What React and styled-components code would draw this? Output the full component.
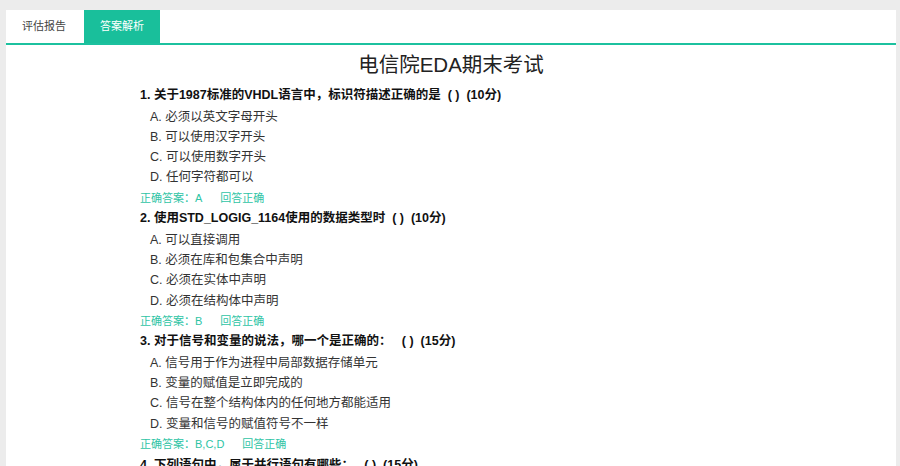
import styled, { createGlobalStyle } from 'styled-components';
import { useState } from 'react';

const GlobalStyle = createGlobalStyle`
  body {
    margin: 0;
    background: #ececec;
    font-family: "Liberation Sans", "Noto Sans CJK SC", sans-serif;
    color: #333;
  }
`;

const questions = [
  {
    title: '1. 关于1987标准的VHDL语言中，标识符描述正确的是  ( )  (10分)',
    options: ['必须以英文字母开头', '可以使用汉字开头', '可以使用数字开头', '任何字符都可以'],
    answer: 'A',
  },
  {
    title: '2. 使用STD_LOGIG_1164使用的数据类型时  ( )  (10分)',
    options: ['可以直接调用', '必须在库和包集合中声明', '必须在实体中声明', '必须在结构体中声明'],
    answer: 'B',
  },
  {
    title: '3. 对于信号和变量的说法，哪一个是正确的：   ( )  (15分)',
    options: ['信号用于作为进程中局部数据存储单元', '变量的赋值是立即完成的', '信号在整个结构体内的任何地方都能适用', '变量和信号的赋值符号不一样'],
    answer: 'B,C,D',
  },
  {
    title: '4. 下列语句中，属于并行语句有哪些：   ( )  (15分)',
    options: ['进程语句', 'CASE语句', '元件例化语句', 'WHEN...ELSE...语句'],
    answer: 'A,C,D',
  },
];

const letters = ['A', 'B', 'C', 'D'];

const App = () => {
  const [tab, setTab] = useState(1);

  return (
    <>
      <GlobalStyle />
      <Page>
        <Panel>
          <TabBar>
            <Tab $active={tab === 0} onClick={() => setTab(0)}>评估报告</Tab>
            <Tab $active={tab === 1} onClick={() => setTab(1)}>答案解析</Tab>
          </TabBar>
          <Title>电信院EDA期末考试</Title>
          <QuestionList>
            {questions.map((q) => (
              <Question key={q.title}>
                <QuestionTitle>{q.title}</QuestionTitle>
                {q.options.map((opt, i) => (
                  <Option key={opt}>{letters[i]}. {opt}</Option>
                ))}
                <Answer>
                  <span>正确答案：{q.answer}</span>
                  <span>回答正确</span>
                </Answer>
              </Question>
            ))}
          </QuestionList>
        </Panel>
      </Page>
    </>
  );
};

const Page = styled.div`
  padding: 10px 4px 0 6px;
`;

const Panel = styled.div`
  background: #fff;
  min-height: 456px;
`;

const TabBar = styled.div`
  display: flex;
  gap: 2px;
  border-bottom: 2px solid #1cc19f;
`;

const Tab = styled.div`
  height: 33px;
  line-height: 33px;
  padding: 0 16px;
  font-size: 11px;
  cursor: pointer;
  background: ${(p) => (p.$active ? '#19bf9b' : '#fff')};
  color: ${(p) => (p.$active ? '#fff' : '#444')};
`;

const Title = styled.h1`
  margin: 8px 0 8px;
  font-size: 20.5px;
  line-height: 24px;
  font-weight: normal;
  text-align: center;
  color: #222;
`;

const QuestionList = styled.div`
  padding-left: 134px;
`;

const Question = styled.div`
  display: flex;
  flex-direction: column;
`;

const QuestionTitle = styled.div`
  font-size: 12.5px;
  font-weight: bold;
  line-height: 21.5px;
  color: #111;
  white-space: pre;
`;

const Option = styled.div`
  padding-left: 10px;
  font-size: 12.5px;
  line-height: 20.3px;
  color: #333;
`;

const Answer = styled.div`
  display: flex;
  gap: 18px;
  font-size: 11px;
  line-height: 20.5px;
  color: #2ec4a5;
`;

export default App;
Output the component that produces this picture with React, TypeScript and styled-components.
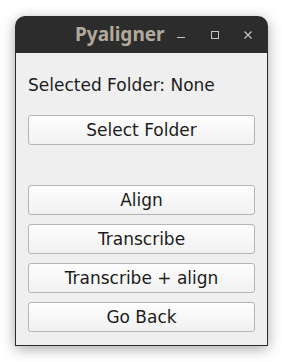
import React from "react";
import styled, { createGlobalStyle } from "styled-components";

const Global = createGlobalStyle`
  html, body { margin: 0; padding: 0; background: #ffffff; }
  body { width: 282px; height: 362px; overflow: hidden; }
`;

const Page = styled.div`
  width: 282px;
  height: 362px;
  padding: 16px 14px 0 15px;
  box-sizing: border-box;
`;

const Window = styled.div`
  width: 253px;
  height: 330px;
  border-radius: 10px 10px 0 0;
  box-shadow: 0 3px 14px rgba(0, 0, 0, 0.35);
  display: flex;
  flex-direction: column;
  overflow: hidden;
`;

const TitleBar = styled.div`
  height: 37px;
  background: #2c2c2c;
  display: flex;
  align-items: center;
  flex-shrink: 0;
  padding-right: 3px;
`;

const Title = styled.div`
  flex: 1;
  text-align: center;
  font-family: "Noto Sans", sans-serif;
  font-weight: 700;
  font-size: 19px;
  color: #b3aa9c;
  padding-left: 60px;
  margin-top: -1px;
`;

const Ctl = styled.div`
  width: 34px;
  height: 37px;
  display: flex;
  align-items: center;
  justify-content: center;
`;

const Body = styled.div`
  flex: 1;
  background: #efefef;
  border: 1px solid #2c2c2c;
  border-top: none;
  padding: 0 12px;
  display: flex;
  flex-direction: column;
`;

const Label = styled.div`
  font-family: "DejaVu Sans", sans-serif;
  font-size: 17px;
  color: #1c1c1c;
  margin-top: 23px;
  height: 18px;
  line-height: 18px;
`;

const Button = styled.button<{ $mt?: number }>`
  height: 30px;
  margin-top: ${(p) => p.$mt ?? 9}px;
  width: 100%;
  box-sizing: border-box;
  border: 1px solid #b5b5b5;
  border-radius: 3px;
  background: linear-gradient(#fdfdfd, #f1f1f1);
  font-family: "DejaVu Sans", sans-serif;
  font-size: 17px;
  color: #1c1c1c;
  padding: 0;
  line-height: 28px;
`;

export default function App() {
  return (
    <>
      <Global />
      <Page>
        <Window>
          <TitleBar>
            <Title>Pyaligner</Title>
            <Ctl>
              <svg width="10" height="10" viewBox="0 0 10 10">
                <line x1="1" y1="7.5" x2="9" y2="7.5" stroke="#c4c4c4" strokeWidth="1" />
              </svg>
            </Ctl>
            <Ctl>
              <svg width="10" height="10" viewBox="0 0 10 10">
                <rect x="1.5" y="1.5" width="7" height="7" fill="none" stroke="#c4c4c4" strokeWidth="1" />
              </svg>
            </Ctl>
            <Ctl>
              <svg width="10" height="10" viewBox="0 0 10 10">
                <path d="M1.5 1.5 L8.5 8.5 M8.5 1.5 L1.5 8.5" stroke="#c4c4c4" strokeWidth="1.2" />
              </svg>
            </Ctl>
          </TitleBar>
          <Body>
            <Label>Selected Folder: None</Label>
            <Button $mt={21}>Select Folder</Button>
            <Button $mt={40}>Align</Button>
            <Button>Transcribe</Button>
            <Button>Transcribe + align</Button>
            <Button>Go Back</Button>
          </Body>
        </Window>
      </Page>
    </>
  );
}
------------
Your task:
Above are the records; reproduce them exactly and leave out the pictures.

Task response:
What React and styled-components code would draw this? Output the full component.
import styled, { createGlobalStyle } from 'styled-components';
import { useState } from 'react';

const GlobalStyle = createGlobalStyle`
  body {
    margin: 0;
    background: #ececec;
    font-family: "Liberation Sans", "Noto Sans CJK SC", sans-serif;
    color: #333;
  }
`;

const questions = [
  {
    title: '1. 关于1987标准的VHDL语言中，标识符描述正确的是  ( )  (10分)',
    options: ['必须以英文字母开头', '可以使用汉字开头', '可以使用数字开头', '任何字符都可以'],
    answer: 'A',
  },
  {
    title: '2. 使用STD_LOGIG_1164使用的数据类型时  ( )  (10分)',
    options: ['可以直接调用', '必须在库和包集合中声明', '必须在实体中声明', '必须在结构体中声明'],
    answer: 'B',
  },
  {
    title: '3. 对于信号和变量的说法，哪一个是正确的：   ( )  (15分)',
    options: ['信号用于作为进程中局部数据存储单元', '变量的赋值是立即完成的', '信号在整个结构体内的任何地方都能适用', '变量和信号的赋值符号不一样'],
    answer: 'B,C,D',
  },
  {
    title: '4. 下列语句中，属于并行语句有哪些：   ( )  (15分)',
    options: ['进程语句', 'CASE语句', '元件例化语句', 'WHEN...ELSE...语句'],
    answer: 'A,C,D',
  },
];

const letters = ['A', 'B', 'C', 'D'];

const App = () => {
  const [tab, setTab] = useState(1);

  return (
    <>
      <GlobalStyle />
      <Page>
        <Panel>
          <TabBar>
            <Tab $active={tab === 0} onClick={() => setTab(0)}>评估报告</Tab>
            <Tab $active={tab === 1} onClick={() => setTab(1)}>答案解析</Tab>
          </TabBar>
          <Title>电信院EDA期末考试</Title>
          <QuestionList>
            {questions.map((q) => (
              <Question key={q.title}>
                <QuestionTitle>{q.title}</QuestionTitle>
                {q.options.map((opt, i) => (
                  <Option key={opt}>{letters[i]}. {opt}</Option>
                ))}
                <Answer>
                  <span>正确答案：{q.answer}</span>
                  <span>回答正确</span>
                </Answer>
              </Question>
            ))}
          </QuestionList>
        </Panel>
      </Page>
    </>
  );
};

const Page = styled.div`
  padding: 10px 4px 0 6px;
`;

const Panel = styled.div`
  background: #fff;
  min-height: 456px;
`;

const TabBar = styled.div`
  display: flex;
  gap: 2px;
  border-bottom: 2px solid #1cc19f;
`;

const Tab = styled.div`
  height: 33px;
  line-height: 33px;
  padding: 0 16px;
  font-size: 11px;
  cursor: pointer;
  background: ${(p) => (p.$active ? '#19bf9b' : '#fff')};
  color: ${(p) => (p.$active ? '#fff' : '#444')};
`;

const Title = styled.h1`
  margin: 8px 0 8px;
  font-size: 20.5px;
  line-height: 24px;
  font-weight: normal;
  text-align: center;
  color: #222;
`;

const QuestionList = styled.div`
  padding-left: 134px;
`;

const Question = styled.div`
  display: flex;
  flex-direction: column;
`;

const QuestionTitle = styled.div`
  font-size: 12.5px;
  font-weight: bold;
  line-height: 21.5px;
  color: #111;
  white-space: pre;
`;

const Option = styled.div`
  padding-left: 10px;
  font-size: 12.5px;
  line-height: 20.3px;
  color: #333;
`;

const Answer = styled.div`
  display: flex;
  gap: 18px;
  font-size: 11px;
  line-height: 20.5px;
  color: #2ec4a5;
`;

export default App;
Output the component that produces this picture with React, TypeScript and styled-components.
import React from "react";
import styled, { createGlobalStyle } from "styled-components";

const Global = createGlobalStyle`
  html, body { margin: 0; padding: 0; background: #ffffff; }
  body { width: 282px; height: 362px; overflow: hidden; }
`;

const Page = styled.div`
  width: 282px;
  height: 362px;
  padding: 16px 14px 0 15px;
  box-sizing: border-box;
`;

const Window = styled.div`
  width: 253px;
  height: 330px;
  border-radius: 10px 10px 0 0;
  box-shadow: 0 3px 14px rgba(0, 0, 0, 0.35);
  display: flex;
  flex-direction: column;
  overflow: hidden;
`;

const TitleBar = styled.div`
  height: 37px;
  background: #2c2c2c;
  display: flex;
  align-items: center;
  flex-shrink: 0;
  padding-right: 3px;
`;

const Title = styled.div`
  flex: 1;
  text-align: center;
  font-family: "Noto Sans", sans-serif;
  font-weight: 700;
  font-size: 19px;
  color: #b3aa9c;
  padding-left: 60px;
  margin-top: -1px;
`;

const Ctl = styled.div`
  width: 34px;
  height: 37px;
  display: flex;
  align-items: center;
  justify-content: center;
`;

const Body = styled.div`
  flex: 1;
  background: #efefef;
  border: 1px solid #2c2c2c;
  border-top: none;
  padding: 0 12px;
  display: flex;
  flex-direction: column;
`;

const Label = styled.div`
  font-family: "DejaVu Sans", sans-serif;
  font-size: 17px;
  color: #1c1c1c;
  margin-top: 23px;
  height: 18px;
  line-height: 18px;
`;

const Button = styled.button<{ $mt?: number }>`
  height: 30px;
  margin-top: ${(p) => p.$mt ?? 9}px;
  width: 100%;
  box-sizing: border-box;
  border: 1px solid #b5b5b5;
  border-radius: 3px;
  background: linear-gradient(#fdfdfd, #f1f1f1);
  font-family: "DejaVu Sans", sans-serif;
  font-size: 17px;
  color: #1c1c1c;
  padding: 0;
  line-height: 28px;
`;

export default function App() {
  return (
    <>
      <Global />
      <Page>
        <Window>
          <TitleBar>
            <Title>Pyaligner</Title>
            <Ctl>
              <svg width="10" height="10" viewBox="0 0 10 10">
                <line x1="1" y1="7.5" x2="9" y2="7.5" stroke="#c4c4c4" strokeWidth="1" />
              </svg>
            </Ctl>
            <Ctl>
              <svg width="10" height="10" viewBox="0 0 10 10">
                <rect x="1.5" y="1.5" width="7" height="7" fill="none" stroke="#c4c4c4" strokeWidth="1" />
              </svg>
            </Ctl>
            <Ctl>
              <svg width="10" height="10" viewBox="0 0 10 10">
                <path d="M1.5 1.5 L8.5 8.5 M8.5 1.5 L1.5 8.5" stroke="#c4c4c4" strokeWidth="1.2" />
              </svg>
            </Ctl>
          </TitleBar>
          <Body>
            <Label>Selected Folder: None</Label>
            <Button $mt={21}>Select Folder</Button>
            <Button $mt={40}>Align</Button>
            <Button>Transcribe</Button>
            <Button>Transcribe + align</Button>
            <Button>Go Back</Button>
          </Body>
        </Window>
      </Page>
    </>
  );
}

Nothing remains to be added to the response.